_TASK OBJECTIVE:_
Check each line of the records for "Tailwind"; collect those that have it.

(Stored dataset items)
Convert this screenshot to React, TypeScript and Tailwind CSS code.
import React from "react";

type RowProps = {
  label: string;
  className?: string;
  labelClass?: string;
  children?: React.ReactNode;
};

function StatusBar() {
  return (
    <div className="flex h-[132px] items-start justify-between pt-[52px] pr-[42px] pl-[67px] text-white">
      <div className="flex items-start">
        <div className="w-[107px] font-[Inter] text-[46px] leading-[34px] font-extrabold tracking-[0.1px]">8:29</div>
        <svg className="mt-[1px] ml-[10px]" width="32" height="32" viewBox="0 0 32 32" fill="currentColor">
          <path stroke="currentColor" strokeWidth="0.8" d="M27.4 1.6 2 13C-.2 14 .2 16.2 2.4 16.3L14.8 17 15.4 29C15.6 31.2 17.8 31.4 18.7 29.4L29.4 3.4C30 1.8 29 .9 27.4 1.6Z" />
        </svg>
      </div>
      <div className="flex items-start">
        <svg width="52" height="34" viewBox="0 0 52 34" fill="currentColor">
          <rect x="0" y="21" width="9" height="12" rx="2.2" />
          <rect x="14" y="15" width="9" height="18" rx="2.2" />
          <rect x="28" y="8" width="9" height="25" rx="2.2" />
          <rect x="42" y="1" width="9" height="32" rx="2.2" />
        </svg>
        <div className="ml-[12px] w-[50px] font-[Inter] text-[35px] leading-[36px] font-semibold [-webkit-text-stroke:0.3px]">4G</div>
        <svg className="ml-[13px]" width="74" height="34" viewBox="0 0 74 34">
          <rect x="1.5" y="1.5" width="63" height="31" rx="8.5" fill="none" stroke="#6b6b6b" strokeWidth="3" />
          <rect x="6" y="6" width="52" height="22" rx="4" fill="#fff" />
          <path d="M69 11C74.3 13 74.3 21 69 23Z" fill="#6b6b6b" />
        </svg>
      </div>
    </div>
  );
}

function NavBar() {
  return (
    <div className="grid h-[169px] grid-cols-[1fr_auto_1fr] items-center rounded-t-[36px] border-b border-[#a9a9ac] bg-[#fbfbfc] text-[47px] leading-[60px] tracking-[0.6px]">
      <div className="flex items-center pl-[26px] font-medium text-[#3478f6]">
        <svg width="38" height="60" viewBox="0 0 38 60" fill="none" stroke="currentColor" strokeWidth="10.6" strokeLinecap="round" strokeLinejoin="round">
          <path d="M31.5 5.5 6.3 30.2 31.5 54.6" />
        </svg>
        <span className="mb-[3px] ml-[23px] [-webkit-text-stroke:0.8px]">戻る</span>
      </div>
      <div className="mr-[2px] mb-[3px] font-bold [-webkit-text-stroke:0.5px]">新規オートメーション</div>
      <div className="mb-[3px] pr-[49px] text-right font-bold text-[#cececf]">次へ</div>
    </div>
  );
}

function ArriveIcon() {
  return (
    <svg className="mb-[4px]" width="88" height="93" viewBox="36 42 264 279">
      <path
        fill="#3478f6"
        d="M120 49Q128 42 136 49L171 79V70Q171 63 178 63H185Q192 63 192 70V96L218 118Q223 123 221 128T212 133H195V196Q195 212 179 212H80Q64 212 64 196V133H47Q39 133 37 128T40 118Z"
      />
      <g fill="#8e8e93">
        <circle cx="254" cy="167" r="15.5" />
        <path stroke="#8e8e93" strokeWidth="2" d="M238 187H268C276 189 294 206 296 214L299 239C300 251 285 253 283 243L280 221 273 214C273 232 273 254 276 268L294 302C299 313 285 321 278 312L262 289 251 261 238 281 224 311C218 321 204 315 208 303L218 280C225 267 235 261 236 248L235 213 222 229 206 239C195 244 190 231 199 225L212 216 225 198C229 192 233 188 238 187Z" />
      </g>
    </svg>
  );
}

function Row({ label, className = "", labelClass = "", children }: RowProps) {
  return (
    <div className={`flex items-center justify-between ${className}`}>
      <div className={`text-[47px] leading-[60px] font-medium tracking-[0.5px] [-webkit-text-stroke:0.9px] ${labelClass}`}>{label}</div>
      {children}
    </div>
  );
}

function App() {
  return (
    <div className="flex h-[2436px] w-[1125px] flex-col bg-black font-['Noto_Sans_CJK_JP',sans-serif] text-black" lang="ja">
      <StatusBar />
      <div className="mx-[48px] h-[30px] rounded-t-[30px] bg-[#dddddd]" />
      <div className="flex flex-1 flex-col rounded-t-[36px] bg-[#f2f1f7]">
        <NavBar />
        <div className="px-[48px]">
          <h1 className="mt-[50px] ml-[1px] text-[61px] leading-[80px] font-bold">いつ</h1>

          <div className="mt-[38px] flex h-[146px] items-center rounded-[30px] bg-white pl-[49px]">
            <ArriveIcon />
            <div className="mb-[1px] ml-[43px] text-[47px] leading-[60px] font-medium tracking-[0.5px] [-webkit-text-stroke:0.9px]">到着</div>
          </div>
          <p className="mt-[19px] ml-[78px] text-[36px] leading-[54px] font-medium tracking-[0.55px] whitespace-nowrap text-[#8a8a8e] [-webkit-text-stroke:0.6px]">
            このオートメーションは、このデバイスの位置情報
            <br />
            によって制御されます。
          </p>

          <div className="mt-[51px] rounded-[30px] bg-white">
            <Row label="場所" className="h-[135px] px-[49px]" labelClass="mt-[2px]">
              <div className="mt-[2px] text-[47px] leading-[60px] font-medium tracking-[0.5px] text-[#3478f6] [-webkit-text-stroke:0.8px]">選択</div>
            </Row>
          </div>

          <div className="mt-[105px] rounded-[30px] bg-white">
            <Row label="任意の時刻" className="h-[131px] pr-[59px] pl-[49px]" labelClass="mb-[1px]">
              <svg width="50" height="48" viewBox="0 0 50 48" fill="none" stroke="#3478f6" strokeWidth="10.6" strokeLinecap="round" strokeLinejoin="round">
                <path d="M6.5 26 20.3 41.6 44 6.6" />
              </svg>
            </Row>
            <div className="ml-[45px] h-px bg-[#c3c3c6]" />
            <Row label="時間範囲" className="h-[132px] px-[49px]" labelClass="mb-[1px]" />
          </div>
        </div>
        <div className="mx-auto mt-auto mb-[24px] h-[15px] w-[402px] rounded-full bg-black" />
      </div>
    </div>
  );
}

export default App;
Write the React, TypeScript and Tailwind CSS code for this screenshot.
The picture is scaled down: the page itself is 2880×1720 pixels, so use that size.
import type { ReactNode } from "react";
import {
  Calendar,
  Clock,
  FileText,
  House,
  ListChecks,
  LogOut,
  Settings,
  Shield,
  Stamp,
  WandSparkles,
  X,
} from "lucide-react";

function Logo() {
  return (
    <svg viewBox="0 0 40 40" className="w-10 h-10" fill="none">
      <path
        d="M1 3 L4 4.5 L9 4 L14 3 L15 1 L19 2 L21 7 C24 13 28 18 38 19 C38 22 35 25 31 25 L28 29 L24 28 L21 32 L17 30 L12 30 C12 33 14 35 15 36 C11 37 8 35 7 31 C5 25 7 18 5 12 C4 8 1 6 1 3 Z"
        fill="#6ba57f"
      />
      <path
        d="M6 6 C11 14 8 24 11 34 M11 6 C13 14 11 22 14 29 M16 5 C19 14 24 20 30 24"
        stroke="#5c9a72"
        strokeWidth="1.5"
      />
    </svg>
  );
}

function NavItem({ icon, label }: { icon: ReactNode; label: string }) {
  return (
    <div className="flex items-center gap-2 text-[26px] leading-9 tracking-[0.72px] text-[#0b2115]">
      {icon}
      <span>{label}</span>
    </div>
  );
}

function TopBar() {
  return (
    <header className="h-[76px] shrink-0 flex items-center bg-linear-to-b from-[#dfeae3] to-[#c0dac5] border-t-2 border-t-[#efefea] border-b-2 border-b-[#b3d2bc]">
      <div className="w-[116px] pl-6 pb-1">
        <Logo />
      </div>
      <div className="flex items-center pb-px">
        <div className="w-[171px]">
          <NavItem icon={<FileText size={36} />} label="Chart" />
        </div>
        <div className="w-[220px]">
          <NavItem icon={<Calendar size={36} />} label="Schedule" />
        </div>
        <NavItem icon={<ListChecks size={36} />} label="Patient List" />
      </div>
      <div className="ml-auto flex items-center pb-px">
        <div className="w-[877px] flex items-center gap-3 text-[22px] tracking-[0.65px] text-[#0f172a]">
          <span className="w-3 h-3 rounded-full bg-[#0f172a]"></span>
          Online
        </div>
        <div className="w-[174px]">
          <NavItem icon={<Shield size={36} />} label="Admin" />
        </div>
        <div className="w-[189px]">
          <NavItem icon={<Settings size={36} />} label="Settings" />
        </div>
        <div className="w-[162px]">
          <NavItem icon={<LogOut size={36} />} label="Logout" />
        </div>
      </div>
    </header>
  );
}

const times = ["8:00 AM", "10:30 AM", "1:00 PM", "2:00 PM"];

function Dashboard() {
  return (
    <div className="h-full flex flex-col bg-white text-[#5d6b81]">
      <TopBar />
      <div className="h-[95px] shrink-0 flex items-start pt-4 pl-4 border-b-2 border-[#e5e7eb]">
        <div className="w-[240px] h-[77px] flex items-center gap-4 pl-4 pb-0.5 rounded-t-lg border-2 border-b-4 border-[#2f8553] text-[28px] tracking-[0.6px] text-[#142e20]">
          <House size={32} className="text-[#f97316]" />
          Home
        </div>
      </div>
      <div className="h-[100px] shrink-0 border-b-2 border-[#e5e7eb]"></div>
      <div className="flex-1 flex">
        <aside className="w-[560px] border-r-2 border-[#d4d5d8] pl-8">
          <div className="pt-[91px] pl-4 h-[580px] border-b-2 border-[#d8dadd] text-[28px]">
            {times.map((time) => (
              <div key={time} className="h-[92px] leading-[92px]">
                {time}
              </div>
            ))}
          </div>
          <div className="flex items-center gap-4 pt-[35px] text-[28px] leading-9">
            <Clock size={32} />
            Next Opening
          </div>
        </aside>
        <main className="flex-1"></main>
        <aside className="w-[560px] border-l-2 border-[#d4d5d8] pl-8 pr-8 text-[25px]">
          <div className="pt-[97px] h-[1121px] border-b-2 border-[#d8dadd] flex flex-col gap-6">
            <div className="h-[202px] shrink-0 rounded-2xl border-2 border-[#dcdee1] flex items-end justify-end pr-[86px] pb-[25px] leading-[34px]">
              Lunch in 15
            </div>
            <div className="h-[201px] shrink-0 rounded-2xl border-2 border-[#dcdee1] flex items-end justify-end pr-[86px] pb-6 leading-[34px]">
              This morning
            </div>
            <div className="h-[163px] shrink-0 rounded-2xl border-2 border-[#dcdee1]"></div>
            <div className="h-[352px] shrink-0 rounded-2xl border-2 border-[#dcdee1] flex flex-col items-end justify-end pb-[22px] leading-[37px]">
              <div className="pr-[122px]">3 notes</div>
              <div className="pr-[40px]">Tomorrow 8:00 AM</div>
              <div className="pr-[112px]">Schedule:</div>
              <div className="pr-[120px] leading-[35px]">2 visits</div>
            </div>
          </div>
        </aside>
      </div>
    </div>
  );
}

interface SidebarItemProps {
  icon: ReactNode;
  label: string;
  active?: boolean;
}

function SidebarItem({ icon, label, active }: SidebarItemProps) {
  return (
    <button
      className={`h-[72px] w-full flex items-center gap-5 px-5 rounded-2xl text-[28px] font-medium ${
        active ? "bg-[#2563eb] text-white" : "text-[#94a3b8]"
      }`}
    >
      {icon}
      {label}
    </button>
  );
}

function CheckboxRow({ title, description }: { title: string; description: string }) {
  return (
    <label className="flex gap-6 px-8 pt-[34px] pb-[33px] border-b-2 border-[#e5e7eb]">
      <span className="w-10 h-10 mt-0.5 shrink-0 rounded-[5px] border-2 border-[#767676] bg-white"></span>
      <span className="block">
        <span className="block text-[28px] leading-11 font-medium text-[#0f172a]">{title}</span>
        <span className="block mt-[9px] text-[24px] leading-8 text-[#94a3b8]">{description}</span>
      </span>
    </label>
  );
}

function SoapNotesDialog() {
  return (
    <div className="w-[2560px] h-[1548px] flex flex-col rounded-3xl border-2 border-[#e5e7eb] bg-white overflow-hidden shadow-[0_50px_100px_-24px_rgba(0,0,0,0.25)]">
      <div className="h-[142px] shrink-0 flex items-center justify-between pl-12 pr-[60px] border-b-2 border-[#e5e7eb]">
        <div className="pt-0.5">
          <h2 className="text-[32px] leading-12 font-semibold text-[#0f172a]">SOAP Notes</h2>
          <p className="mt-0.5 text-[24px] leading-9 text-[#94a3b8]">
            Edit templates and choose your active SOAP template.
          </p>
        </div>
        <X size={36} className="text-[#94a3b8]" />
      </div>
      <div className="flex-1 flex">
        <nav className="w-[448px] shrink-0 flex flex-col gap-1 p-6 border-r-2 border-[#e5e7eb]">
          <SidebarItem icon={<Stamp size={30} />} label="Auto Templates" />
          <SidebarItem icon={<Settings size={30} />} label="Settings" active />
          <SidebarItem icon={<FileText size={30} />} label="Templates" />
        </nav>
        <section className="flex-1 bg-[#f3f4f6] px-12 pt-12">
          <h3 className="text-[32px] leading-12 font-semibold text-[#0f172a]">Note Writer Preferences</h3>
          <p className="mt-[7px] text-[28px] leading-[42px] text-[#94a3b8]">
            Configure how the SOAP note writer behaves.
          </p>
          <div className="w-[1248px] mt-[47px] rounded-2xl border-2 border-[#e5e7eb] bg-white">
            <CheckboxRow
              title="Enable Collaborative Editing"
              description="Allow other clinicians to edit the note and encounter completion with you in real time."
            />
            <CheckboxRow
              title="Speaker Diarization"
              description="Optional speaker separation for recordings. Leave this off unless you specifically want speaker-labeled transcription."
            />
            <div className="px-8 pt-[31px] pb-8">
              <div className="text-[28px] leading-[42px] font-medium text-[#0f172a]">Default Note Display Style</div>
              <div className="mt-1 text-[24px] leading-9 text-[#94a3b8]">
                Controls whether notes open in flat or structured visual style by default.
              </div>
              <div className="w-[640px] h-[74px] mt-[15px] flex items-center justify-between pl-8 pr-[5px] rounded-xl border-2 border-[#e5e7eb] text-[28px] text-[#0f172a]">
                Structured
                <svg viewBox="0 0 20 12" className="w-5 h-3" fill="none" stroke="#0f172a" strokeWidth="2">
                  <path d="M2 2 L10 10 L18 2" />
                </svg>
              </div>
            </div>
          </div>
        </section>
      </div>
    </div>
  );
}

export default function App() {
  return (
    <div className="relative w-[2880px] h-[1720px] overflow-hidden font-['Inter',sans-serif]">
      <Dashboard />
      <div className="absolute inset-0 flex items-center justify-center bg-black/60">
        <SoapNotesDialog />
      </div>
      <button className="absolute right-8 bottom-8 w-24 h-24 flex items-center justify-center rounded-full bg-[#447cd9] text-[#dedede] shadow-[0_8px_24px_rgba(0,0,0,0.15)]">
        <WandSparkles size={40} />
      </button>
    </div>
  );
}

_RESULT FOR THIS EXERCISE:_
Convert this screenshot to React, TypeScript and Tailwind CSS code.
Write the React, TypeScript and Tailwind CSS code for this screenshot.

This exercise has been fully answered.